La regione di Jalisco, infatti, è nota per i sequestri di persona, rapimenti lampo, specie di stranieri, fatti da bande locali vicine ai narcotrafficanti per ottenere un riscatto. Ed è questa l'ipotesi cui inizialmente hanno pensato i familiari dei tre italiani. Una eventualità naufragata dopo che nessuno si è fatto vivo per diciassette giorni.
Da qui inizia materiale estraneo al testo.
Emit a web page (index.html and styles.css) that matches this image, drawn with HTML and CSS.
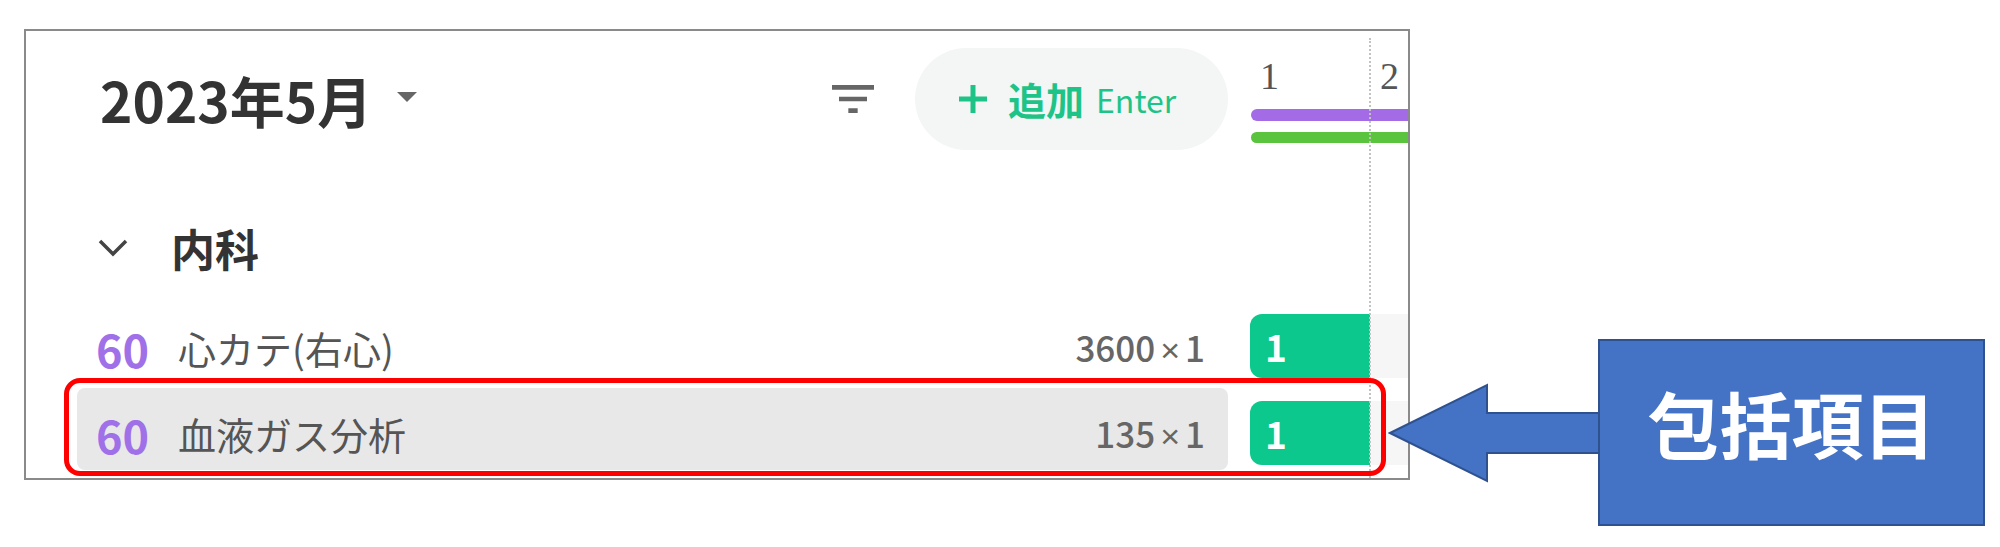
FILE: index.html
```html
<!DOCTYPE html>
<html lang="ja">
<head>
<meta charset="utf-8">
<title>2023年5月</title>
<link rel="stylesheet" href="styles.css">
</head>
<body>
<div class="page">
  <div class="card">
    <div class="head-left">
      <div class="title">2023年5月<span class="caret"></span></div>
      <svg class="filter" viewBox="0 0 24 24" width="56" height="56"><path d="M10 18h4v-2h-4v2zM3 6v2h18V6H3zm3 7h12v-2H6v2z" fill="#666"/></svg>
      <div class="add">
        <svg class="plus" viewBox="0 0 32 32" width="32" height="32"><path d="M16 2v28M2 16h28" stroke="#1ec487" stroke-width="5" fill="none"/></svg>
        <span class="add-label">追加</span>
        <span class="add-key">Enter</span>
      </div>
    </div>
    <div class="head-right">
      <div class="days"><span class="day">1</span><span class="day">2</span></div>
      <div class="bar bar-purple"></div>
      <div class="bar bar-green"></div>
    </div>

    <div class="section">
      <svg class="chev" viewBox="0 0 32 20" width="32" height="20"><path d="M3 3l13 13L29 3" stroke="#444" stroke-width="3.5" fill="none"/></svg>
      <span class="section-name">内科</span>
    </div>
    <div class="section-track"></div>

    <div class="item">
      <span class="num">60</span>
      <span class="name">心カテ(右心)</span>
      <span class="count">3600<span class="times">×</span>1</span>
    </div>
    <div class="track">
      <div class="slot filled">1</div>
      <div class="slot rest"></div>
    </div>

    <div class="item selected">
      <span class="num">60</span>
      <span class="name">血液ガス分析</span>
      <span class="count">135<span class="times">×</span>1</span>
    </div>
    <div class="track second">
      <div class="slot filled">1</div>
      <div class="slot rest"></div>
    </div>

    <div class="dotline"></div>
    <div class="callout-frame"></div>
  </div>

  <div class="callout">
    <svg class="arrow" viewBox="0 0 214 100" width="214" height="100"><polygon points="2,50 99,2 99,30 214,30 214,70 99,70 99,98" fill="#4472c4" stroke="#2f528f" stroke-width="2"/></svg>
    <div class="callout-box">包括項目</div>
  </div>
</div>
</body>
</html>
```

FILE: styles.css
```css
* { box-sizing: border-box; }
html, body { margin: 0; padding: 0; background: #fff; }
body {
  width: 2000px;
  height: 547px;
  overflow: hidden;
  font-family: "Noto Sans CJK JP", "Noto Sans", sans-serif;
}
.page {
  position: relative;
  height: 547px;
  padding: 29px 0 0 24px;
}
.card {
  position: relative;
  width: 1386px;
  height: 451px;
  border: 2px solid #8a8a8a;
  overflow: hidden;
  display: grid;
  grid-template-columns: 1224px 1fr;
  grid-template-rows: 119px 152px 86px 82px;
  background: #fff;
}

/* header */
.head-left {
  display: flex;
  align-items: center;
  padding: 17px 22px 0 51px;
}
.title {
  display: flex;
  align-items: center;
  padding-left: 23px;
  font-size: 55px;
  font-weight: 700;
  color: #333;
  line-height: 1;
}
.caret {
  margin-left: 25px;
  margin-top: -4px;
  width: 0;
  height: 0;
  border-left: 10.5px solid transparent;
  border-right: 10.5px solid transparent;
  border-top: 10px solid #666;
}
.filter {
  margin-left: auto;
  margin-right: 34px;
}
.add {
  display: flex;
  align-items: center;
  width: 313px;
  height: 102px;
  border-radius: 51px;
  background: #f4f5f5;
  padding-left: 42px;
  color: #1ec487;
}
.plus { flex: none; }
.add-label {
  margin-left: 19px;
  font-size: 38px;
  font-weight: 700;
  line-height: 1;
}
.add-key {
  margin-left: 12px;
  font-size: 32px;
  font-weight: 400;
  line-height: 1;
}
.head-right {
  padding-top: 23px;
}
.days {
  display: grid;
  grid-template-columns: 120px 120px;
}
.day {
  font-family: "Liberation Serif", serif;
  font-size: 38px;
  line-height: 44px;
  color: #555;
  padding-left: 10px;
}
.bar {
  margin-left: 1px;
  width: 300px;
  border-radius: 6px 0 0 6px;
}
.bar-purple {
  margin-top: 11px;
  height: 12px;
  background: #a36be6;
}
.bar-green {
  margin-top: 11px;
  height: 11px;
  background: #5bc43f;
}

/* section */
.section {
  display: flex;
  align-items: center;
  padding: 58px 0 14px 71px;
}
.chev { flex: none; }
.section-name {
  margin-left: 42px;
  font-size: 44px;
  font-weight: 700;
  color: #333;
  line-height: 1;
}

/* items */
.item {
  align-self: start;
  display: flex;
  align-items: center;
  height: 82px;
  margin: 0 22px 0 51px;
  padding: 10px 23px 0 19px;
  border-radius: 8px;
}
.item.selected {
  background: #e8e8e8;
}
.num {
  font-size: 45px;
  font-weight: 700;
  color: #a070e8;
  line-height: 1;
}
.name {
  margin-left: 29px;
  font-size: 38px;
  color: #555;
  line-height: 1;
}
.count {
  margin-left: auto;
  font-size: 35px;
  font-weight: 500;
  color: #666;
  line-height: 1;
}
.times {
  font-family: "Liberation Sans", sans-serif;
  font-weight: 400;
  font-size: 34px;
  margin: 0 5px;
}
.track {
  align-self: start;
  display: grid;
  grid-template-columns: 120px 1fr;
  padding-top: 12px;
}
.track.second {
  padding-top: 13px;
}
.slot {
  height: 64px;
}
.slot.filled {
  display: flex;
  align-items: center;
  padding-left: 15px;
  background: #0cc88c;
  border-radius: 12px 0 0 12px;
  color: #fff;
  font-size: 37px;
  font-weight: 700;
  line-height: 1;
}
.slot.rest {
  background: #f6f6f6;
}

/* overlays */
.dotline {
  position: absolute;
  left: 1343px;
  top: 7px;
  bottom: 0;
  border-left: 2px dotted #c2c2c2;
}
.callout-frame {
  position: absolute;
  left: 38px;
  top: 347px;
  width: 1322px;
  height: 98px;
  border: 5px solid #ff0000;
  border-radius: 16px;
}
.callout {
  position: absolute;
  left: 1388px;
  top: 339px;
  height: 187px;
  display: flex;
  align-items: center;
}
.arrow { flex: none; }
.callout-box {
  margin-left: -4px;
  width: 387px;
  height: 187px;
  display: flex;
  align-items: center;
  justify-content: center;
  padding-bottom: 22px;
  background: #4472c4;
  border: 2px solid #2f528f;
  color: #fff;
  font-size: 72px;
  font-weight: 700;
  line-height: 1;
}
```
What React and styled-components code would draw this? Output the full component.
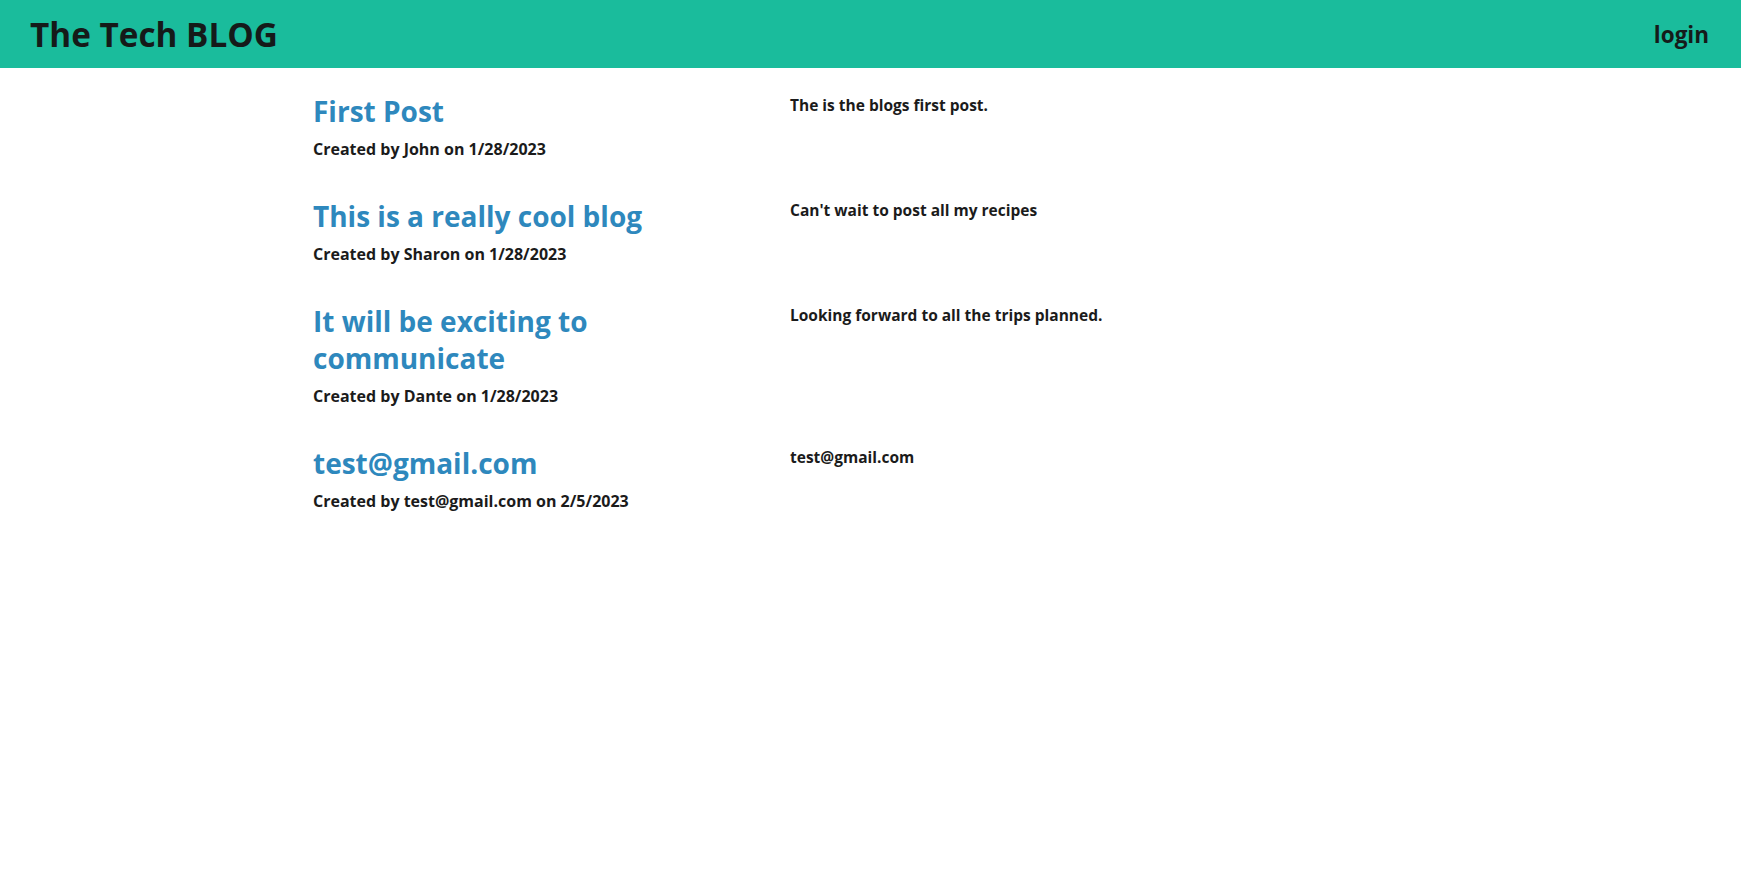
import styled, { createGlobalStyle } from 'styled-components';

const posts = [
  {
    title: 'First Post',
    author: 'John',
    date: '1/28/2023',
    body: 'The is the blogs first post.',
  },
  {
    title: 'This is a really cool blog',
    author: 'Sharon',
    date: '1/28/2023',
    body: "Can't wait to post all my recipes",
  },
  {
    title: 'It will be exciting to communicate',
    author: 'Dante',
    date: '1/28/2023',
    body: 'Looking forward to all the trips planned.',
  },
  {
    title: 'test@gmail.com',
    author: 'test@gmail.com',
    date: '2/5/2023',
    body: 'test@gmail.com',
  },
];

const App = () => {
  return (
    <>
      <GlobalStyle />
      <Header>
        <Brand>The Tech BLOG</Brand>
        <NavLink href="#">login</NavLink>
      </Header>
      <Main>
        {posts.map((post) => (
          <PostRow key={post.title}>
            <PostInfo>
              <PostTitle>{post.title}</PostTitle>
              <PostMeta>
                Created by {post.author} on {post.date}
              </PostMeta>
            </PostInfo>
            <PostBody>{post.body}</PostBody>
          </PostRow>
        ))}
      </Main>
    </>
  );
};

const GlobalStyle = createGlobalStyle`
  body {
    margin: 0;
    background: #fff;
    font-family: "Open Sans", "Noto Sans", sans-serif;
    color: #1b1b1b;
  }
`;

const Header = styled.header`
  height: 68px;
  background: #1abc9c;
  display: flex;
  justify-content: space-between;
  align-items: center;
  padding: 0 32px 0 30px;
  box-sizing: border-box;
`;

const Brand = styled.h1`
  margin: 0;
  font-size: 33.3px;
  font-weight: 700;
  color: #151a19;
`;

const NavLink = styled.a`
  font-size: 22.5px;
  font-weight: 700;
  color: #151a19;
  text-decoration: none;
`;

const Main = styled.main`
  padding: 25px 0 0 313px;
  display: flex;
  flex-direction: column;
  gap: 38px;
`;

const PostRow = styled.article`
  display: grid;
  grid-template-columns: 477px 1fr;
`;

const PostInfo = styled.div`
  display: flex;
  flex-direction: column;
  gap: 8px;
`;

const PostTitle = styled.h2`
  margin: 0;
  font-size: 28px;
  line-height: 37px;
  font-weight: 700;
  color: #2e88bd;
  max-width: 420px;
`;

const PostMeta = styled.p`
  margin: 0;
  font-size: 16px;
  font-weight: 700;
`;

const PostBody = styled.p`
  margin: 1px 0 0;
  font-size: 15.5px;
  font-weight: 700;
`;

export default App;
A convincere la famiglia Russo di un coinvolgimento della polizia locale è un messaggio audio inoltrato tramite Whatsapp al fratello Daniele in cui Antonio Russo, messosi sulle tracce del padre dopo la sua scomparsa, raccontava di essere stato fermato dalla polizia locale durante un rifornimento di benzina e invitato a recarsi al commissariato.
Si innesta qui il giallo di una telefonata fatta alla Municipalità di Tecalitlan.
«In un primo momento - ricorda Daniele Russo, un altro figlio di Raffaele - ci dissero che Antonio e Vincenzo erano stati arrestati e che stavano andando alla polizia, mentre di Raffaele non sapevano nulla. Ma durante una seconda telefonata questa versione è stata negata dalle autorità messicane». «La nostra unica possibilità - conclude il portavoce della famiglia Russo - rimane quella di affidarci alla Farnesina e all'ambasciata italiana, con cui siamo in contatto. Bisogna insistere sulla pista che porta al commissariato di Tecalitlan dove, nel giorno della scomparsa, una operatrice ci assicurò al telefono che tre italiani erano sotto la loro custodia salvo poi smentire la cosa venti minuti dopo». In queste ore di angoscia il pensiero va anche a un altro componente della famiglia Russo, Francesco: «È un altro figlio di Raffaele che vive in Messico da tempo. In questi giorni così delicati - spiega Bergamè - ci ha chiesto di non contattarlo ma di attendere che sia lui a farsi vivo. Temiamo per la sua incolumità e che informandosi o contattando le persone sbagliate possa succedere qualcosa anche a lui».